Scientists elsewhere are looking at how flies manage to fly. At first glance they shouldn’t be able to. The aerodynamic lift forces used by planes and birds don’t work for small insects. They have relatively large bodies as compared with their wingspans. And at their scale, the air’s viscosity makes the act of flying more like swimming in molasses.

With that in mind, Michael Dickinson of the California Institute of Technology suspended a bird-size pair of model insect wings covered with sensors in a drum of mineral oil. What he and others doing similar work discovered has interesting parallels with the MIT fish tail.

When an insect sweeps its wings forward and back, at the end of its return stroke it rotates each wing to create a backspin. This causes lower pressure above the wing and a momentary lift. Then, as the wing sweeps forward, it creates a rolling “leading-edge vortex” on top of the wing, which provides more lift. And at either end of the stroke, the wings also play off those front and back vortices in much the way a fish’s tail presses against the whirlpools it creates. It’s by using these tricks that insects can do things like take off backward and land upside down.

More remarkable, flies do all that with brains the size of poppy seeds. “A fly has, on average, 350,000 neurons,” Dickinson notes (we have 100 billion). “Most of them [are] dedicated to processing sensory information.” As much as three-quarters of its brain is devoted to just the eyes. Yet “when a fly breaks out of its pupa, it can fly as well as it ever will.” Dickinson is interested in how the fly’s brain works, he says, in how it’s possible for relatively few neurons to produce such complex behavior. “Brains evolved integrally related to bodies,” he notes, “and bodies evolved in the physical world.”

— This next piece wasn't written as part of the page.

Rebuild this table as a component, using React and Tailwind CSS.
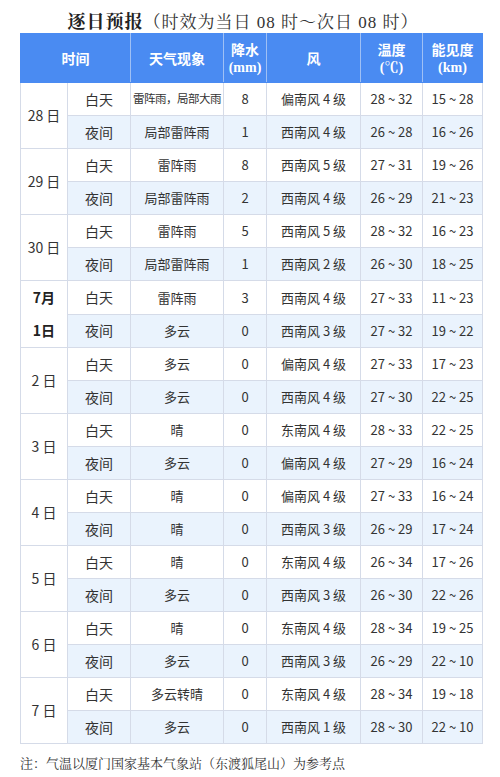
const days = [
  {
    date: "28 日",
    rows: [
      ["白天", "雷阵雨，局部大雨", "8", "偏南风 4 级", "28 ~ 32", "15 ~ 28"],
      ["夜间", "局部雷阵雨", "1", "西南风 4 级", "26 ~ 28", "16 ~ 26"],
    ],
  },
  {
    date: "29 日",
    rows: [
      ["白天", "雷阵雨", "8", "西南风 5 级", "27 ~ 31", "19 ~ 26"],
      ["夜间", "局部雷阵雨", "2", "西南风 4 级", "26 ~ 29", "21 ~ 23"],
    ],
  },
  {
    date: "30 日",
    rows: [
      ["白天", "雷阵雨", "5", "西南风 5 级", "28 ~ 32", "16 ~ 23"],
      ["夜间", "局部雷阵雨", "1", "西南风 2 级", "26 ~ 30", "18 ~ 25"],
    ],
  },
  {
    split: ["7月", "1日"],
    rows: [
      ["白天", "雷阵雨", "3", "西南风 4 级", "27 ~ 33", "11 ~ 23"],
      ["夜间", "多云", "0", "西南风 3 级", "27 ~ 32", "19 ~ 22"],
    ],
  },
  {
    date: "2 日",
    rows: [
      ["白天", "多云", "0", "偏南风 4 级", "27 ~ 33", "17 ~ 23"],
      ["夜间", "多云", "0", "西南风 4 级", "27 ~ 30", "22 ~ 25"],
    ],
  },
  {
    date: "3 日",
    rows: [
      ["白天", "晴", "0", "东南风 4 级", "28 ~ 33", "22 ~ 25"],
      ["夜间", "多云", "0", "偏南风 4 级", "27 ~ 29", "16 ~ 24"],
    ],
  },
  {
    date: "4 日",
    rows: [
      ["白天", "晴", "0", "偏南风 4 级", "27 ~ 33", "16 ~ 24"],
      ["夜间", "晴", "0", "西南风 3 级", "26 ~ 29", "17 ~ 24"],
    ],
  },
  {
    date: "5 日",
    rows: [
      ["白天", "晴", "0", "东南风 4 级", "26 ~ 34", "17 ~ 26"],
      ["夜间", "多云", "0", "西南风 3 级", "26 ~ 30", "22 ~ 26"],
    ],
  },
  {
    date: "6 日",
    rows: [
      ["白天", "晴", "0", "东南风 4 级", "28 ~ 34", "19 ~ 25"],
      ["夜间", "多云", "0", "西南风 3 级", "26 ~ 29", "22 ~ 10"],
    ],
  },
  {
    date: "7 日",
    rows: [
      ["白天", "多云转晴", "0", "东南风 4 级", "28 ~ 34", "19 ~ 18"],
      ["夜间", "多云", "0", "西南风 1 级", "28 ~ 30", "22 ~ 10"],
    ],
  },
];

const sans = { fontFamily: '"Noto Sans CJK SC", "Noto Sans", sans-serif' };
const serif = { fontFamily: '"Liberation Serif", "Noto Serif CJK SC", "Noto Sans CJK SC", serif' };

const cell = "border border-[#d5dbe8] text-center align-middle p-0";

export default function App() {
  return (
    <div className="w-[500px] h-[777px] bg-white text-[#333]" style={sans}>
      <div className="h-[33px] flex items-end justify-center pb-[2px] pr-[14px]">
        <span className="text-[18px] font-bold leading-none text-[#222] tracking-[1px]" style={serif}>
          逐日预报
        </span>
        <span className="text-[17px] leading-none text-[#333] tracking-[1px]" style={serif}>
          （时效为当日 08 时～次日 08 时）
        </span>
      </div>

      <table className="ml-[20px] w-[462px] table-fixed border-collapse">
        <colgroup>
          <col className="w-[47px]" />
          <col className="w-[63px]" />
          <col className="w-[93px]" />
          <col className="w-[43px]" />
          <col className="w-[94px]" />
          <col className="w-[62px]" />
          <col className="w-[60px]" />
        </colgroup>
        <thead>
          <tr className="h-[49px] bg-[#4a8bf2] text-white font-bold text-[14px] leading-[17px]">
            <th colSpan={2} className="border border-[#4a8bf2] border-r-[#9fc0f5] font-bold">时间</th>
            <th className="border border-[#4a8bf2] border-r-[#9fc0f5] font-bold">天气现象</th>
            <th className="border border-[#4a8bf2] border-r-[#9fc0f5] font-bold">
              降水
              <br />
              <span style={serif}>(mm)</span>
            </th>
            <th className="border border-[#4a8bf2] border-r-[#9fc0f5] font-bold">风</th>
            <th className="border border-[#4a8bf2] border-r-[#9fc0f5] font-bold">
              温度
              <br />
              <span style={serif}>(℃)</span>
            </th>
            <th className="border border-[#4a8bf2] font-bold">
              能见度
              <br />
              <span style={serif}>(km)</span>
            </th>
          </tr>
        </thead>
        <tbody className="text-[13px]">
          {days.map((d, di) =>
            d.rows.map((r, ri) => (
              <tr key={di + "-" + ri} className={ri === 0 ? "h-[33px] bg-white" : "h-[33px] bg-[#eaf3fd]"}>
                {ri === 0 &&
                  (d.split ? (
                    <td rowSpan={2} className={cell + " bg-white font-bold text-[14px] text-[#222]"}>
                      <div className="flex flex-col leading-[33px]">
                        <span>{d.split[0]}</span>
                        <span>{d.split[1]}</span>
                      </div>
                    </td>
                  ) : (
                    <td rowSpan={2} className={cell + " bg-white text-[14px]"}>
                      {d.date}
                    </td>
                  ))}
                {r.map((v, vi) => (
                  <td
                    key={vi}
                    className={
                      cell +
                      (vi === 0 ? " text-[14px]" : "") +
                      (vi === 1 && v.length > 6 ? " text-[11.5px] tracking-[-0.5px] whitespace-nowrap" : "")
                    }
                  >
                    {v}
                  </td>
                ))}
              </tr>
            ))
          )}
        </tbody>
      </table>

      <div className="mt-[10px] ml-[20px] text-[13px] text-[#333]" style={serif}>
        注：气温以厦门国家基本气象站（东渡狐尾山）为参考点
      </div>
    </div>
  );
}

The Caltech team relies heavily on computers for modeling and tracking its flies. They also use an exotic array of computer-linked machines with names like Robofly (the fly simulator), Fly-O-Rama (flight path recording chamber with video inputs), Rock-n-Roll Fly Arena (flight recording chamber that pitches and yaws, with variable light arrays), FlyBall (neo fly eye), and the perhaps inevitable Bride of Robofly.

Dickinson is working with Ronald Fearing—a colleague from the University of California at Berkeley—on the development of a micromechanical flying insect. They have fabricated a diminutive robot thorax, and wings that will beat 150 times a second. A prototype that can hover in still air is their goal, but that’s only the start. The possibility of roboflies was first raised in a 1992 Rand Corporation study for the Pentagon. Several million dollars in funding for their development has now been awarded to the Dickinson-Fearing group and to such places as the Georgia Tech Research Institute in Atlanta. Robofly funding comes from the Office of Naval Research and the ever-present DARPA—the Defense Advanced Research Projects Agency.

The military envisions a new class of reconnaissance device called a MicroFlier, which individual personnel can carry and release. Once the operator gives a robofly general instructions about where to go, it will quickly disappear from sight and complete the mission by itself. It will be programmed to compensate for obstacles and wind drift on its own.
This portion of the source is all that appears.